I’ve clocked more hours sleeping in this New Year than awake. I’ve no idea what’s been happening out in the real world for the past ten days.

Five days I’ve lolled in bed, but I’m getting fleeting thoughts about joining the human race again. However, I have a short attention span. It’s possible all that sleep has made me lazy . . . and my sinuses are still messed up.

Happy 2013 to me.

On the bright side, I had first-rate company assessing my every move. I drank gallons of water to quench my thirst and made a million trips to the bathroom, always escorted from and to bed. No amount of hacking or tossing dissuaded my protector from leaving my side.
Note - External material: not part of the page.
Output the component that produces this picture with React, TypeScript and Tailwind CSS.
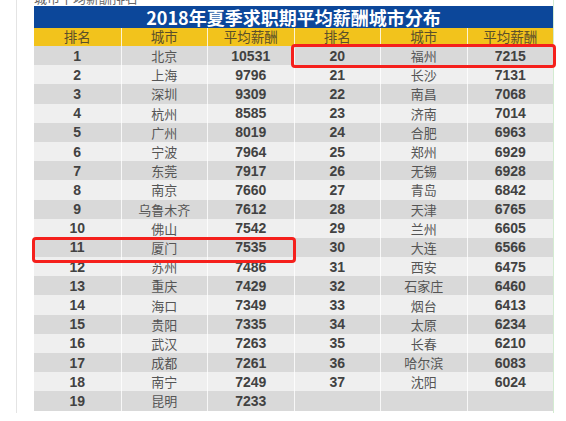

My Lady Gaga slept hanging over my shoulder to keep an eye on me.  For four days! Such patience and loyalty—from my kitty? Wow.

Now I face 600+ e-mails in my Inbox and am overwhelmed simply thinking about a catch up. Please bear with me. I’ll do the best I can, but my mojo is still broken and I cannot promise every single one will get answered.

Author: Let's CUT the Crap!

I'm getting a little LONG in the tooth and have things to say about---ouch---AGEing. I believe it's certainly a state of mind but sometimes it's nice to hear that you're NORMAL. I enjoy reading by the truckload. I'm a grandma but I don't feel OLD although I'm not so young anymore. My plan is to stick it out as long as I can on this lovely planet and only will leave it kicking and screaming!

33 thoughts on “Slam DUNK

  1. Might as well be 601. Feel better soon.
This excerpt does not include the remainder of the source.